___ MATERIAL ___

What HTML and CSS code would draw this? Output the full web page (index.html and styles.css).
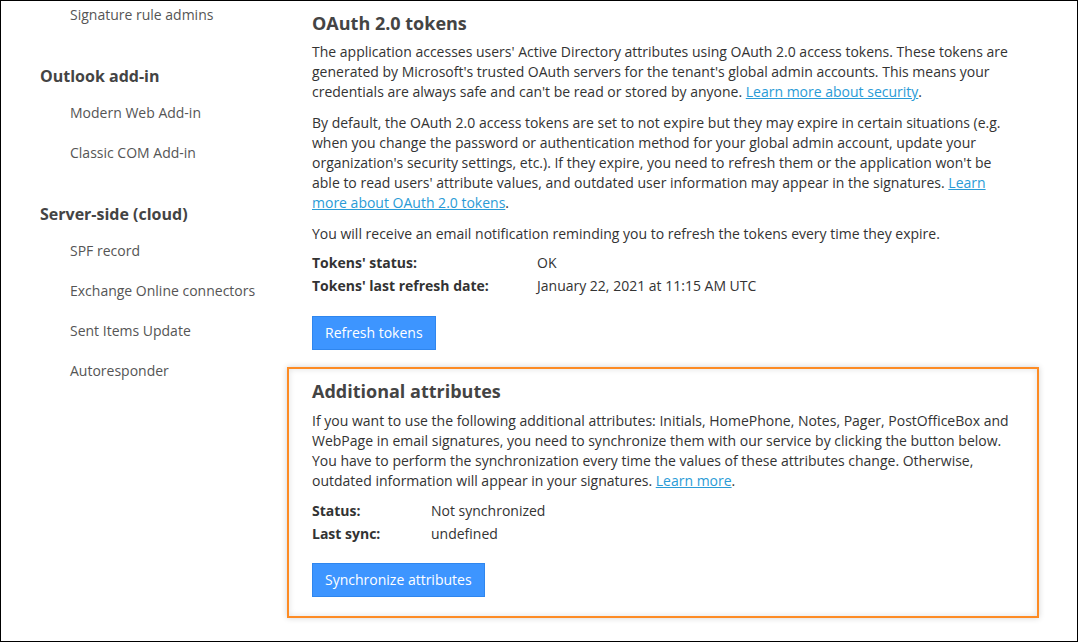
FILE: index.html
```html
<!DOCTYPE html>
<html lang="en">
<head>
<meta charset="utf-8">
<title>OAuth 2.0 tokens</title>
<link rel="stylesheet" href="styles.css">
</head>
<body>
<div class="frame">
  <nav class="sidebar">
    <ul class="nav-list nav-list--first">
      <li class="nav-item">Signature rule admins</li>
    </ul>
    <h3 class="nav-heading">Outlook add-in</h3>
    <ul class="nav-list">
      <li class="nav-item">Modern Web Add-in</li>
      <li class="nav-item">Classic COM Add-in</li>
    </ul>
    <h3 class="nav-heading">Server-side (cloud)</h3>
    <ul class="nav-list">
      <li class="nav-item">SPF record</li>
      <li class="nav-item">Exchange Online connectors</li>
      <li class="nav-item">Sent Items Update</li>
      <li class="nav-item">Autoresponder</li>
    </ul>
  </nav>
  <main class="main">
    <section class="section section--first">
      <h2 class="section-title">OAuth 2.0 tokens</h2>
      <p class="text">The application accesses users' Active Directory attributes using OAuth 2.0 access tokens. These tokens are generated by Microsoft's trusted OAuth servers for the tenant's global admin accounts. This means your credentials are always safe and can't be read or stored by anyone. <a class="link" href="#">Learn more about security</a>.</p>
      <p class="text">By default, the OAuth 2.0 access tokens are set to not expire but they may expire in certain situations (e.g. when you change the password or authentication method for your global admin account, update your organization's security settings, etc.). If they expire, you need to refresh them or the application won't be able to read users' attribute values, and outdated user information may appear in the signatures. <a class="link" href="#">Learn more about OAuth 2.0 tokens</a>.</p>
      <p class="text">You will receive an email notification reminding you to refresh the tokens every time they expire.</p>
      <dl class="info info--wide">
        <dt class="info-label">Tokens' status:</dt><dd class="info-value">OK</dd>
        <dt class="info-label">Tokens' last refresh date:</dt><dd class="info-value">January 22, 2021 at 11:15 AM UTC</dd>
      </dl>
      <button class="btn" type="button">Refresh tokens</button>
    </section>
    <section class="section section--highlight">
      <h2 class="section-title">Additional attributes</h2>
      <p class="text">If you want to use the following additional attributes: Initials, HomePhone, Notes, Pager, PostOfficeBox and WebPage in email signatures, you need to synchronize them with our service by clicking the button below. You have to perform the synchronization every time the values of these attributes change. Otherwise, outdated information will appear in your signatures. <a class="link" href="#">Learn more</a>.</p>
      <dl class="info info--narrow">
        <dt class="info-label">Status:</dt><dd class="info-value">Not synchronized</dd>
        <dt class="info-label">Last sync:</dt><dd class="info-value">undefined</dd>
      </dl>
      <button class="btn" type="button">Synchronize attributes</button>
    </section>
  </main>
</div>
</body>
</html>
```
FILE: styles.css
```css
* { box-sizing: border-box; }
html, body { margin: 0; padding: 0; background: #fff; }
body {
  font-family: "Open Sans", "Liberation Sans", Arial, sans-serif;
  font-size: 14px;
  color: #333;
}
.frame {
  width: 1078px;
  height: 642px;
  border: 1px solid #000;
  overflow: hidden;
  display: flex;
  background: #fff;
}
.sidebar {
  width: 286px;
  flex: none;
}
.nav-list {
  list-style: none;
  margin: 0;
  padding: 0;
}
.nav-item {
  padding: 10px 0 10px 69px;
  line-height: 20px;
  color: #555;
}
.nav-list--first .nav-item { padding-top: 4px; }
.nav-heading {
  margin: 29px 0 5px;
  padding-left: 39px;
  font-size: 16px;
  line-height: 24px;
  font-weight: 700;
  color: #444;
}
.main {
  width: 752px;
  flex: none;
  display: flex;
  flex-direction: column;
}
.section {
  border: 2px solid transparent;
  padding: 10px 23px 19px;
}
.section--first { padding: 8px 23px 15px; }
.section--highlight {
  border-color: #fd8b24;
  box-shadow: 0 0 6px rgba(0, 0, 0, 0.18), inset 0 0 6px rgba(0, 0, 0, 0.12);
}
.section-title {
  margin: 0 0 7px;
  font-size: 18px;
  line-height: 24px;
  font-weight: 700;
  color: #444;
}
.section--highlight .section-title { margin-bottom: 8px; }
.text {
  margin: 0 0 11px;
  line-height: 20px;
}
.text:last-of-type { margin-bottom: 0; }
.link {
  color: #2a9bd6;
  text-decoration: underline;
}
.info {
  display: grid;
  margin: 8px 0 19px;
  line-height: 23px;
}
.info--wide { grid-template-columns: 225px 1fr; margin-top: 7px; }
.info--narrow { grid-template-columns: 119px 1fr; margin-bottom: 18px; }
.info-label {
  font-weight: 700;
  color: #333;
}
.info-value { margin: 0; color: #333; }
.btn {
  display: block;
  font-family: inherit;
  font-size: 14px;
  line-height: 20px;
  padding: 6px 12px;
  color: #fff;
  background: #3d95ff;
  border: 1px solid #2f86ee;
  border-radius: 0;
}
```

___

REQUIRED WORK
Copy out all of the data word for word. Do not carry over any picture.

RESPONSE TO THE EXERCISE
What HTML and CSS code would draw this? Output the full web page (index.html and styles.css).
FILE: index.html
```html
<!DOCTYPE html>
<html lang="en">
<head>
<meta charset="utf-8">
<title>OAuth 2.0 tokens</title>
<link rel="stylesheet" href="styles.css">
</head>
<body>
<div class="frame">
  <nav class="sidebar">
    <ul class="nav-list nav-list--first">
      <li class="nav-item">Signature rule admins</li>
    </ul>
    <h3 class="nav-heading">Outlook add-in</h3>
    <ul class="nav-list">
      <li class="nav-item">Modern Web Add-in</li>
      <li class="nav-item">Classic COM Add-in</li>
    </ul>
    <h3 class="nav-heading">Server-side (cloud)</h3>
    <ul class="nav-list">
      <li class="nav-item">SPF record</li>
      <li class="nav-item">Exchange Online connectors</li>
      <li class="nav-item">Sent Items Update</li>
      <li class="nav-item">Autoresponder</li>
    </ul>
  </nav>
  <main class="main">
    <section class="section section--first">
      <h2 class="section-title">OAuth 2.0 tokens</h2>
      <p class="text">The application accesses users' Active Directory attributes using OAuth 2.0 access tokens. These tokens are generated by Microsoft's trusted OAuth servers for the tenant's global admin accounts. This means your credentials are always safe and can't be read or stored by anyone. <a class="link" href="#">Learn more about security</a>.</p>
      <p class="text">By default, the OAuth 2.0 access tokens are set to not expire but they may expire in certain situations (e.g. when you change the password or authentication method for your global admin account, update your organization's security settings, etc.). If they expire, you need to refresh them or the application won't be able to read users' attribute values, and outdated user information may appear in the signatures. <a class="link" href="#">Learn more about OAuth 2.0 tokens</a>.</p>
      <p class="text">You will receive an email notification reminding you to refresh the tokens every time they expire.</p>
      <dl class="info info--wide">
        <dt class="info-label">Tokens' status:</dt><dd class="info-value">OK</dd>
        <dt class="info-label">Tokens' last refresh date:</dt><dd class="info-value">January 22, 2021 at 11:15 AM UTC</dd>
      </dl>
      <button class="btn" type="button">Refresh tokens</button>
    </section>
    <section class="section section--highlight">
      <h2 class="section-title">Additional attributes</h2>
      <p class="text">If you want to use the following additional attributes: Initials, HomePhone, Notes, Pager, PostOfficeBox and WebPage in email signatures, you need to synchronize them with our service by clicking the button below. You have to perform the synchronization every time the values of these attributes change. Otherwise, outdated information will appear in your signatures. <a class="link" href="#">Learn more</a>.</p>
      <dl class="info info--narrow">
        <dt class="info-label">Status:</dt><dd class="info-value">Not synchronized</dd>
        <dt class="info-label">Last sync:</dt><dd class="info-value">undefined</dd>
      </dl>
      <button class="btn" type="button">Synchronize attributes</button>
    </section>
  </main>
</div>
</body>
</html>
```
FILE: styles.css
```css
* { box-sizing: border-box; }
html, body { margin: 0; padding: 0; background: #fff; }
body {
  font-family: "Open Sans", "Liberation Sans", Arial, sans-serif;
  font-size: 14px;
  color: #333;
}
.frame {
  width: 1078px;
  height: 642px;
  border: 1px solid #000;
  overflow: hidden;
  display: flex;
  background: #fff;
}
.sidebar {
  width: 286px;
  flex: none;
}
.nav-list {
  list-style: none;
  margin: 0;
  padding: 0;
}
.nav-item {
  padding: 10px 0 10px 69px;
  line-height: 20px;
  color: #555;
}
.nav-list--first .nav-item { padding-top: 4px; }
.nav-heading {
  margin: 29px 0 5px;
  padding-left: 39px;
  font-size: 16px;
  line-height: 24px;
  font-weight: 700;
  color: #444;
}
.main {
  width: 752px;
  flex: none;
  display: flex;
  flex-direction: column;
}
.section {
  border: 2px solid transparent;
  padding: 10px 23px 19px;
}
.section--first { padding: 8px 23px 15px; }
.section--highlight {
  border-color: #fd8b24;
  box-shadow: 0 0 6px rgba(0, 0, 0, 0.18), inset 0 0 6px rgba(0, 0, 0, 0.12);
}
.section-title {
  margin: 0 0 7px;
  font-size: 18px;
  line-height: 24px;
  font-weight: 700;
  color: #444;
}
.section--highlight .section-title { margin-bottom: 8px; }
.text {
  margin: 0 0 11px;
  line-height: 20px;
}
.text:last-of-type { margin-bottom: 0; }
.link {
  color: #2a9bd6;
  text-decoration: underline;
}
.info {
  display: grid;
  margin: 8px 0 19px;
  line-height: 23px;
}
.info--wide { grid-template-columns: 225px 1fr; margin-top: 7px; }
.info--narrow { grid-template-columns: 119px 1fr; margin-bottom: 18px; }
.info-label {
  font-weight: 700;
  color: #333;
}
.info-value { margin: 0; color: #333; }
.btn {
  display: block;
  font-family: inherit;
  font-size: 14px;
  line-height: 20px;
  padding: 6px 12px;
  color: #fff;
  background: #3d95ff;
  border: 1px solid #2f86ee;
  border-radius: 0;
}
```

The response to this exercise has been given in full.